Beyond this, there’s not much to discuss, an issue prevalent with much of S3. There’s always a great deal of drama, foreboding and long scenes of tension, but not as much substance as the average episodes of previous years. Even the season’s best episodes, with very few exceptions, boast more of a visceral gut punch than smart, intelligent social examination. It’s particularly disappointing since S2 proved that both can co-exist exceptionally well in an episode. In admittance of that, though, there’s still a great deal to enjoy as we dive into this new season, in which much of what we’re promised pays off pretty well.
Minor Pros/Cons (+/-)
+ Fred being cute and jittery.
+ Cordy remembering the Ring of Amarra from “In the Dark” [1×03].
+ The re-use of the subway train set from Buffy’s “Fool for Love.”
+ Cordy sticking her tongue out at James.
– The fight sequences. The cuts between punches in this episode are pathetically obvious.

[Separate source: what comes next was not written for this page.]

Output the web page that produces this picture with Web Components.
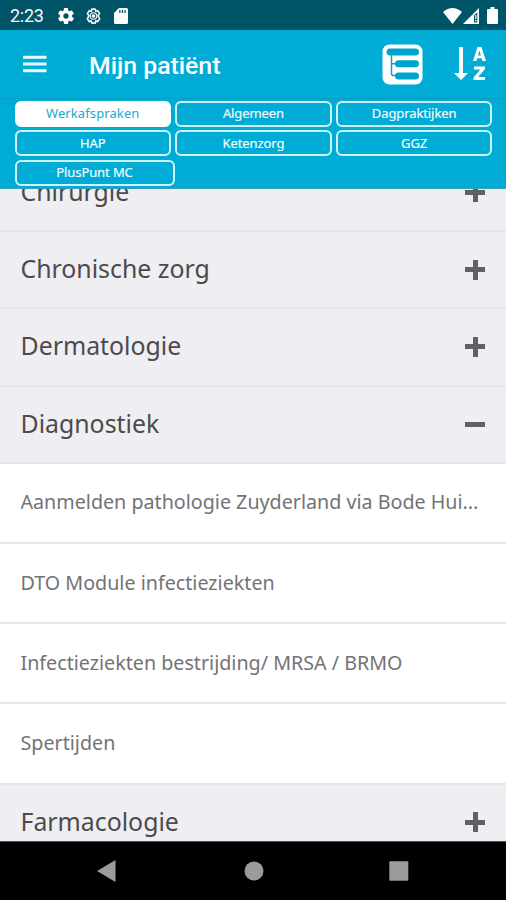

* Cordy’s speech to Angel is telling of his development this season. As Angel gets closer to his team and eventually has a son, he becomes less and less a champion and more of a regular human being with an odd, demon fighting job; a ‘good guy.’
* Wesley shows more shades of his newly developing ‘man of action’ persona which leads to his tragedy in “Sleep Tight” [3×16]. Where last season Wes bended easily to Merl, this time he’s rougher on him to get the job done. Also: when Angel gives him the new knife as a gift, he’s excited about getting out there and killing something with it.